__Goal__: Locate each line with the string "this" in the listing below and copy it.

__Given information__:
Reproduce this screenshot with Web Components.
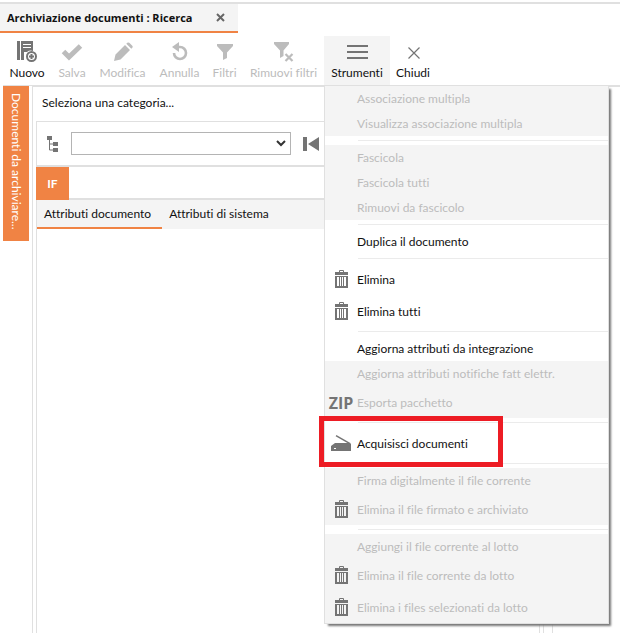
<!DOCTYPE html>
<html lang="it">
<head>
<meta charset="utf-8">
<title>Archiviazione documenti : Ricerca</title>
<style>
  html, body { margin: 0; height: 100%; }
  body {
    font: 12px/16px Lato, "Noto Sans", sans-serif; font-variant-ligatures: none;
    color: #111; background: #fff; overflow: hidden;
    --accent: #f08344; --line: #e0e0e0; --soft: #f4f4f4; --off: #bcbcbc; --icon: #747474;
  }
</style>
</head>
<body>
<archive-app></archive-app>

<script>
const define = (name, html, setup) => {
  const tpl = document.createElement('template');
  tpl.innerHTML = html;
  customElements.define(name, class extends HTMLElement {
    constructor() {
      super();
      this.attachShadow({ mode: 'open' }).append(tpl.content.cloneNode(true));
    }
    connectedCallback() { if (setup) setup(this, this.shadowRoot); }
  });
};

const icons = {
  nuovo: [20, 22, '<path fill="currentColor" d="M0 0h3v19H0zM4 0h12v10a6 6 0 0 0-6 1H7v8H4z"/><path stroke="#fff" d="M6 3.500h8M6 6.500h8"/><circle cx="14.500" cy="15.500" r="4.500" fill="#fff" stroke="currentColor" stroke-width="2"/><path stroke="currentColor" stroke-width="2" d="M14.500 13v5M12 15.500h5"/>'],
  salva: [22, 18, '<path fill="none" stroke="currentColor" stroke-width="5" d="M2.500 8.500l5.500 5.500L19.500 3"/>'],
  modifica: [20, 20, '<path fill="currentColor" d="M1 19l1.500-6.500L12 3l5 5-9.500 9.500zM13.300 1.800l1-1q1-.8 2 0l3 3q.8 1 0 2l-1 1z"/>'],
  annulla: [18, 20, '<path fill="none" stroke="currentColor" stroke-width="2.600" d="M4 5h5a6 6 0 1 1-6 6"/><path fill="currentColor" d="M1 5l7-5v10z"/>'],
  filtri: [16, 16, '<path fill="currentColor" d="M0 0h16v2l-6 6.500V14l-4 2V8.500L0 2z"/>'],
  rimuovi: [20, 20, '<path fill="currentColor" d="M0 0h15v2L9.500 8.500V14L6 16V8.500L0 2z"/><path stroke="currentColor" stroke-width="2.200" d="M11.500 12l7 7M18.500 12l-7 7"/>'],
  strumenti: [22, 14, '<path fill="currentColor" d="M1 0h21v2H1zM1 6h21v2H1zM1 12h21v2H1z"/>'],
  chiudi: [14, 14, '<path stroke="currentColor" stroke-width="1.200" d="M2.500 2.500l11 11M13.500 2.500l-11 11"/>'],
  x: [9, 9, '<path stroke="currentColor" stroke-width="2" d="M1 1l7 7M8 1L1 8"/>'],
  albero: [12, 16, '<path fill="currentColor" d="M0 0h5v4H0zM6 6h5v4H6zM6 12h5v4H6z"/><path fill="none" stroke="currentColor" d="M2.500 4v10H6M2.500 8H6"/>'],
  primo: [16, 14, '<path fill="currentColor" d="M0 0h4v14H0zM16 0v14L5 7z"/>'],
  freccia: [10, 7, '<path fill="none" stroke="currentColor" stroke-width="2" d="M1 1l4 4 4-4"/>'],
  cestino: [13, 20, '<path fill="none" stroke="currentColor" d="M4.500 2V.5h4V2"/><path fill="currentColor" d="M0 2h13v3H0z"/><path fill="currentColor" fill-rule="evenodd" d="M0 6h13v12H0zM2 7v9h2V7zM5 7v9h1V7zM7 7v9h1V7zM9 7v9h2V7z"/>'],
  scanner: [20, 18, '<path stroke="currentColor" stroke-width="1.400" d="M5 .7l14 8"/><path fill="currentColor" d="M4 8h15l1 1v7H0v-5z"/><path fill="#fff" d="M3 13h2v1H3z"/>']
};

define('ui-icon', `<style>:host{display:block;flex:none}svg{display:block}</style><svg aria-hidden="true"></svg>`, (el, root) => {
  const [w, h, body] = icons[el.getAttribute('name')];
  const svg = root.querySelector('svg');
  svg.setAttribute('width', w); svg.setAttribute('height', h);
  svg.setAttribute('viewBox', `0 0 ${w} ${h}`);
  svg.innerHTML = body;
});

define('page-tab', `
<style>
  :host { display: flex; border-top: 2px solid var(--line); margin-top: 2px; }
  .tab { display: flex; align-items: center; gap: 24px; height: 27px; padding: 0 13px 0 7px;
    background: var(--soft); border-bottom: 2px solid var(--accent);
    font: 700 11px/16px "Open Sans", sans-serif; }
  button { border: 0; background: none; padding: 0; color: #666; }
</style>
<div class="tab"><slot></slot><button aria-label="Chiudi scheda"><ui-icon name="x"></ui-icon></button></div>`);

define('tool-button', `
<style>
  :host { display: block; position: relative; flex: none; }
  button { display: flex; flex-direction: column; align-items: center; width: 100%; height: 49px;
    padding: 0 0 4px; border: 0; background: none; font: inherit; color: inherit; white-space: nowrap; }
  .pic { flex: 1; display: flex; align-items: center; padding-top: 2px; color: var(--icon); }
  button:disabled, button:disabled .pic { color: var(--off); }
  :host([open]) button { background: var(--soft); }
</style>
<button><span class="pic"></span><slot></slot></button><slot name="menu"></slot>`, (el, root) => {
  root.querySelector('.pic').innerHTML = `<ui-icon name="${el.getAttribute('icon')}"></ui-icon>`;
  root.querySelector('button').disabled = el.hasAttribute('disabled');
  el.style.width = el.getAttribute('width') + 'px';
});

define('menu-item', `
<style>
  :host { display: block; position: relative; }
  button { display: grid; grid-template-columns: 32px 1fr; align-items: center; width: 100%; height: 25px;
    padding: 0; border: 0; background: #fff; font: inherit; color: inherit; text-align: left; white-space: nowrap; }
  :host([icon]) button, :host([mark]) button { height: 32px; padding-top: 2px; }
  button:disabled { background: var(--soft); color: var(--off); }
  .pic { display: flex; justify-content: center; color: var(--icon); }
  .zip { font: 700 16px/16px "Open Sans", sans-serif; }
  .frame { display: none; position: absolute; left: -6px; top: -11px; width: 174px; height: 41px;
    border: 5px solid #ed1c24; pointer-events: none; z-index: 1; }
  :host([highlight]) .frame { display: block; }
</style>
<button role="menuitem"><span class="pic"></span><slot></slot></button><span class="frame"></span>`, (el, root) => {
  const pic = root.querySelector('.pic');
  if (el.hasAttribute('icon')) pic.innerHTML = `<ui-icon name="${el.getAttribute('icon')}"></ui-icon>`;
  if (el.hasAttribute('mark')) { pic.textContent = el.getAttribute('mark'); pic.classList.add('zip'); }
  root.querySelector('button').disabled = el.hasAttribute('disabled');
});

define('menu-line', `<style>:host{display:block;padding:4px 0 4px 33px;background:#fff}i{display:block;height:1px;background:#ebebeb}</style><i></i>`);

define('drop-menu', `
<style>
  :host { display: block; position: absolute; z-index: 5; left: 0; top: 100%; width: 283px;
    border: 1px solid var(--line); background: #fff; box-shadow: 3px 3px 2px -1px #777; }
</style>
<slot></slot>`);

define('tool-bar', `<style>:host{display:flex;padding:3px 0 0 2px}</style><slot></slot>`);

define('side-tab', `
<style>
  :host { display: block; width: 29px; flex: none; }
  button { display: block; writing-mode: vertical-rl; width: 26px; height: 155px; padding: 7px 0 0; border: 0;
    background: var(--accent); color: #fff; font: inherit; text-align: left; }
</style>
<button><slot></slot></button>`);

define('category-panel', `
<style>
  :host { display: flex; flex: 1; min-width: 0; flex-direction: column; border: solid var(--line); border-width: 1px 1px 0; padding: 0 3px; }
  .title { padding: 8px 6px 10px; }
  .box { flex: 1; border: solid var(--line); border-width: 1px 1px 0; }
  .pick { display: flex; align-items: center; gap: 12px; height: 43px; padding-left: 10px; color: var(--icon); border-bottom: 2px solid var(--line); }
  .combo { position: relative; width: 220px; }
  select { display: block; width: 100%; height: 23px; border: 1px solid #b4b4b4; background: #fff; appearance: none; border-radius: 0; font: inherit; }
  .combo ui-icon { position: absolute; right: 5px; top: 8px; color: #333; pointer-events: none; }
  button { border: 0; background: none; padding: 0; font: inherit; color: inherit; }
  .if { display: flex; border-bottom: 2px solid var(--line); height: 31px; }
  .if button { width: 33px; height: 33px; margin-left: -1px; background: var(--accent); color: #fff; font-weight: 700; }
  .tabs { display: flex; background: var(--soft); height: 29px; }
  .tabs button { padding: 0 11px 2px 7px; }
  .tabs .on { border-bottom: 2px solid var(--accent); padding-bottom: 0; }
</style>
<label class="title" for="cat">Seleziona una categoria...</label>
<div class="box">
  <div class="pick">
    <ui-icon name="albero"></ui-icon>
    <div class="combo"><select id="cat"><option></option></select><ui-icon name="freccia"></ui-icon></div>
    <button aria-label="Primo"><ui-icon name="primo"></ui-icon></button>
  </div>
  <div class="if"><button>IF</button></div>
  <div class="tabs"><button class="on">Attributi documento</button><button>Attributi di sistema</button></div>
</div>`);

define('archive-app', `
<style>
  :host { display: flex; flex-direction: column; height: 100%; }
  .work { flex: 1; display: flex; margin-left: 3px; border-top: 1px solid var(--line); }
  .right { width: 67px; margin-left: 8px; border: solid var(--line); border-width: 1px 0 0 1px; }
</style>
<page-tab>Archiviazione documenti : Ricerca</page-tab>
<tool-bar>
  <tool-button icon="nuovo" width="50">Nuovo</tool-button>
  <tool-button icon="salva" width="40" disabled>Salva</tool-button>
  <tool-button icon="modifica" width="61" disabled>Modifica</tool-button>
  <tool-button icon="annulla" width="53" disabled>Annulla</tool-button>
  <tool-button icon="filtri" width="37" disabled>Filtri</tool-button>
  <tool-button icon="rimuovi" width="81" disabled>Rimuovi filtri</tool-button>
  <tool-button icon="strumenti" width="66" open>Strumenti
    <drop-menu slot="menu" role="menu">
      <menu-item disabled>Associazione multipla</menu-item>
      <menu-item disabled>Visualizza associazione multipla</menu-item>
      <menu-line></menu-line>
      <menu-item disabled>Fascicola</menu-item>
      <menu-item disabled>Fascicola tutti</menu-item>
      <menu-item disabled>Rimuovi da fascicolo</menu-item>
      <menu-line></menu-line>
      <menu-item>Duplica il documento</menu-item>
      <menu-line></menu-line>
      <menu-item icon="cestino">Elimina</menu-item>
      <menu-item icon="cestino">Elimina tutti</menu-item>
      <menu-line></menu-line>
      <menu-item>Aggiorna attributi da integrazione</menu-item>
      <menu-item disabled>Aggiorna attributi notifiche fatt elettr.</menu-item>
      <menu-item mark="ZIP" disabled>Esporta pacchetto</menu-item>
      <menu-line></menu-line>
      <menu-item icon="scanner" highlight>Acquisisci documenti</menu-item>
      <menu-line></menu-line>
      <menu-item disabled>Firma digitalmente il file corrente</menu-item>
      <menu-item icon="cestino" disabled>Elimina il file firmato e archiviato</menu-item>
      <menu-line></menu-line>
      <menu-item disabled>Aggiungi il file corrente al lotto</menu-item>
      <menu-item icon="cestino" disabled>Elimina il file corrente da lotto</menu-item>
      <menu-item icon="cestino" disabled>Elimina i files selezionati da lotto</menu-item>
    </drop-menu>
  </tool-button>
  <tool-button icon="chiudi" width="46">Chiudi</tool-button>
</tool-bar>
<div class="work">
  <side-tab>Documenti da archiviare...</side-tab>
  <category-panel></category-panel>
  <div class="right"></div>
</div>`);
</script>
</body>
</html>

__Answer below__:
Reproduce this screenshot with Web Components.
      this.attachShadow({ mode: 'open' }).append(tpl.content.cloneNode(true));
    connectedCallback() { if (setup) setup(this, this.shadowRoot); }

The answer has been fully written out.